→ **Instructions to follow**
Starting with the first line and ending with the line that holds "const inner = 52;", repeat the material exactly.

→ **Information shown**
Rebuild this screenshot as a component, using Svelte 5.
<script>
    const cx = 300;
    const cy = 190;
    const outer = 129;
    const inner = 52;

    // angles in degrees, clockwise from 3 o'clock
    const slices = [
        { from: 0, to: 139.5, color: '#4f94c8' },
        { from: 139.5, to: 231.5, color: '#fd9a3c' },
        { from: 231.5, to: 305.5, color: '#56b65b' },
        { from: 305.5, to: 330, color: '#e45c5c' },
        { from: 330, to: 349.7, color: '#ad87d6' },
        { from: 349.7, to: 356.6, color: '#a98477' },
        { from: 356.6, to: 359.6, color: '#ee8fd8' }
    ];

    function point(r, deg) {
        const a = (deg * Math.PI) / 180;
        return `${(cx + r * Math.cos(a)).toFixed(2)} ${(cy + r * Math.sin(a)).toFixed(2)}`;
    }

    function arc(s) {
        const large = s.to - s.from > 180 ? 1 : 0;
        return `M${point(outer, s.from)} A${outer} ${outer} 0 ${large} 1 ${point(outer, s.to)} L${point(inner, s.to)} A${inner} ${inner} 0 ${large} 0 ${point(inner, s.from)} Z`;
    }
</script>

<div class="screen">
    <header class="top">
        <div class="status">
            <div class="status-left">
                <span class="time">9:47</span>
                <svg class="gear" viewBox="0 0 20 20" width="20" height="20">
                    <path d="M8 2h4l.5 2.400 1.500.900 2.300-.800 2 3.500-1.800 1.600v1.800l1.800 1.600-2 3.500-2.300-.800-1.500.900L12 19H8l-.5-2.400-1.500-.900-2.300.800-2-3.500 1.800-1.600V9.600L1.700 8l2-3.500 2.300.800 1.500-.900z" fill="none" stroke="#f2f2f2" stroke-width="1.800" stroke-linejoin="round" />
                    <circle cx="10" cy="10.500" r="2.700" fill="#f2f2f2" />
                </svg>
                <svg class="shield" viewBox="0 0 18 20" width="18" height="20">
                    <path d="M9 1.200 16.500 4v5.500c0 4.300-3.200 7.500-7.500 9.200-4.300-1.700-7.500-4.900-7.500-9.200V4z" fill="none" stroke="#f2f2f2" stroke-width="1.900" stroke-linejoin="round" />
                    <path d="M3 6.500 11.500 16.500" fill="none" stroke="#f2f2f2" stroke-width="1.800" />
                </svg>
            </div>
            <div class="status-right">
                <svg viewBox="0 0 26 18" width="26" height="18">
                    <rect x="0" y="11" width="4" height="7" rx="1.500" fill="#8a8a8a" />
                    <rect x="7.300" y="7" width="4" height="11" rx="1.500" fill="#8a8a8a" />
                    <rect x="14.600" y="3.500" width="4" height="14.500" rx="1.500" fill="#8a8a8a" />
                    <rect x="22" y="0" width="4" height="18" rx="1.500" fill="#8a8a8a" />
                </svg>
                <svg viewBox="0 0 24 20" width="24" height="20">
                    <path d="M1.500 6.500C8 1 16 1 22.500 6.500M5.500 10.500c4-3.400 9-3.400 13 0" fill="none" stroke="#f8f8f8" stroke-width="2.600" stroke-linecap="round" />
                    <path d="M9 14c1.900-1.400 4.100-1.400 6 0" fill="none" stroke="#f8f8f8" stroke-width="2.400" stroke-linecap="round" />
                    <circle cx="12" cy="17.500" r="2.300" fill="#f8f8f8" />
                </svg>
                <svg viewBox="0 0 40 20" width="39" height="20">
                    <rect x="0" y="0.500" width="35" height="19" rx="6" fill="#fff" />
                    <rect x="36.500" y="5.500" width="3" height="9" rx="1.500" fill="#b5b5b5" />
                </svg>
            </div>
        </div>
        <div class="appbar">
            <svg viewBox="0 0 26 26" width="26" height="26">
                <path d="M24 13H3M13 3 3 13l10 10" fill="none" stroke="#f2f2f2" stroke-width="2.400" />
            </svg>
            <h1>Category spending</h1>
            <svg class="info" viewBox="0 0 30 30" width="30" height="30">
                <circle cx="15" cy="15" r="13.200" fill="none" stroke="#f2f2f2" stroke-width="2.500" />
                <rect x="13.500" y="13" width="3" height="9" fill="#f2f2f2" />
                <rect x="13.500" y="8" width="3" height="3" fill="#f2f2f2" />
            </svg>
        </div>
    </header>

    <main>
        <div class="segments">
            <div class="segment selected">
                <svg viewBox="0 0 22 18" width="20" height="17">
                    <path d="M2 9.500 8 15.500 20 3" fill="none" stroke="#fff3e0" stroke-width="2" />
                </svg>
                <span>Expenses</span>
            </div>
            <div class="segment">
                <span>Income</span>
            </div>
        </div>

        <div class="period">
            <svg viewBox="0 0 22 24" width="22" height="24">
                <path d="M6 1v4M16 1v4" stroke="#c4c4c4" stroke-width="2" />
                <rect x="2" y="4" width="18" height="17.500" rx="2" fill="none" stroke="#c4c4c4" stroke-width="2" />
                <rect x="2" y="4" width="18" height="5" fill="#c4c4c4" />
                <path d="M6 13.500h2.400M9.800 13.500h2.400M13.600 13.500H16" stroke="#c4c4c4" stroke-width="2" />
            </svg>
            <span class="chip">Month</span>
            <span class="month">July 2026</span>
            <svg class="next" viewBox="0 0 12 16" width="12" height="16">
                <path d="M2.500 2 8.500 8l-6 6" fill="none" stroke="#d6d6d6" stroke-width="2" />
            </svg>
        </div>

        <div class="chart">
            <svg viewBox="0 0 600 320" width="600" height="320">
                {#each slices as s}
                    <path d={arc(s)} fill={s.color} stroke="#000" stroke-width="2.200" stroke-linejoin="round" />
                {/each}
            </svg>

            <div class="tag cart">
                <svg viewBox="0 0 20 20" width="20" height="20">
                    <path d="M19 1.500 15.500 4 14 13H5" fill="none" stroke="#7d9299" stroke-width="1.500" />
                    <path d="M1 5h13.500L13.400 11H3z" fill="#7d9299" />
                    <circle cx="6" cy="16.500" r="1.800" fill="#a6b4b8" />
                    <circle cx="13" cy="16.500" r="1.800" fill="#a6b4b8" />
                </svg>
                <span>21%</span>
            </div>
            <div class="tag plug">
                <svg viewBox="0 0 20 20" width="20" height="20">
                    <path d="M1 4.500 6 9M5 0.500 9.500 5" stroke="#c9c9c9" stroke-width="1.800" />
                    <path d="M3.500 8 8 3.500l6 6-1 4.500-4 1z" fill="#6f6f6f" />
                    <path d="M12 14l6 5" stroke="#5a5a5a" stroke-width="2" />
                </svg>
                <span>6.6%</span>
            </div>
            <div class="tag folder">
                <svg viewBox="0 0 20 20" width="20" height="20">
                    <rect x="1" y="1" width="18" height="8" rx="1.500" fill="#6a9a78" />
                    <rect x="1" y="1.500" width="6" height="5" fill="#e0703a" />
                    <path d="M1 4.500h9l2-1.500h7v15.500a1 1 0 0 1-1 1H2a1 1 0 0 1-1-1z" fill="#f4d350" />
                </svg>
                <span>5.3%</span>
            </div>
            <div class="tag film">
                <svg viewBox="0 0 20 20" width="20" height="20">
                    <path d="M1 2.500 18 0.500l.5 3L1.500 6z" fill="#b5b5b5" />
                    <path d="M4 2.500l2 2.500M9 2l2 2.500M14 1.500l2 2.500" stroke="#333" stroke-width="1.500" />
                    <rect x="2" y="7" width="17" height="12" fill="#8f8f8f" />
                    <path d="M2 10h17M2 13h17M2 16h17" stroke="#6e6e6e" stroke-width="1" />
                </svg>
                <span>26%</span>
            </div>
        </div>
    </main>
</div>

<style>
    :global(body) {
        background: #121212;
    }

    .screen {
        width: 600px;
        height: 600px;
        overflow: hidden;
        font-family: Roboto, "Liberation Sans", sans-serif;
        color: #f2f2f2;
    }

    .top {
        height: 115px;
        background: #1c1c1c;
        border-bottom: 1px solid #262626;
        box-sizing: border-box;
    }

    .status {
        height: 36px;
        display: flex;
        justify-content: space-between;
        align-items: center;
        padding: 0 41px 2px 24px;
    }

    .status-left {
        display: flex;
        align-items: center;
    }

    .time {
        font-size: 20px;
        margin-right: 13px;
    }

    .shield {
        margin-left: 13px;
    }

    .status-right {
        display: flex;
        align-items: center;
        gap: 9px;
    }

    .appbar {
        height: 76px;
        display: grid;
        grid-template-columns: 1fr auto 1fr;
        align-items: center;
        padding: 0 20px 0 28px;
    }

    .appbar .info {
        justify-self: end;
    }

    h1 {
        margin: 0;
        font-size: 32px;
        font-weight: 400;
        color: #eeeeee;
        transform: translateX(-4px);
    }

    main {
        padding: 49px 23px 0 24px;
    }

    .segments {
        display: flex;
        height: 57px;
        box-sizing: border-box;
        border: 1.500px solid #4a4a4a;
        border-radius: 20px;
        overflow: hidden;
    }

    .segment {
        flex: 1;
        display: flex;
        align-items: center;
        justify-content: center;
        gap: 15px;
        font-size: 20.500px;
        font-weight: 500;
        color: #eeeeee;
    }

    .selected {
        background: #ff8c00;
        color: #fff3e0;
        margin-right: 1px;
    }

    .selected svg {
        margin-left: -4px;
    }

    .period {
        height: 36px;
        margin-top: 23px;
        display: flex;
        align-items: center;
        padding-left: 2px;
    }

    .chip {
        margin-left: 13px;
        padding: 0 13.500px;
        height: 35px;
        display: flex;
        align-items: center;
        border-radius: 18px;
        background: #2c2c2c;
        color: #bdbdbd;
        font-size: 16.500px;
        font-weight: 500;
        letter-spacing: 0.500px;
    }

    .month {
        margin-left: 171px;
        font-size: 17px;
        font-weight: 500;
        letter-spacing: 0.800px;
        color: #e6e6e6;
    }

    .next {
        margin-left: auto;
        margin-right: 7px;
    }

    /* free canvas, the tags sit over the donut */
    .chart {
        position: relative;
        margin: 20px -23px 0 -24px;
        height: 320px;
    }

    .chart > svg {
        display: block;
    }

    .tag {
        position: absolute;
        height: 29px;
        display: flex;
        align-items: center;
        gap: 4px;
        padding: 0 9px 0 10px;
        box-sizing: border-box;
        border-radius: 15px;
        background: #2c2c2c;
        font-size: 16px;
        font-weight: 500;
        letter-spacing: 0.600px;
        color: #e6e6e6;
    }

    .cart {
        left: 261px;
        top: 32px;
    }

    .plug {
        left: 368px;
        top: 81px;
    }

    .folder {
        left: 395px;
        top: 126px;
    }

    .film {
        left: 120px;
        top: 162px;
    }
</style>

→ **Finished task**
Rebuild this screenshot as a component, using Svelte 5.
<script>
    const cx = 300;
    const cy = 190;
    const outer = 129;
    const inner = 52;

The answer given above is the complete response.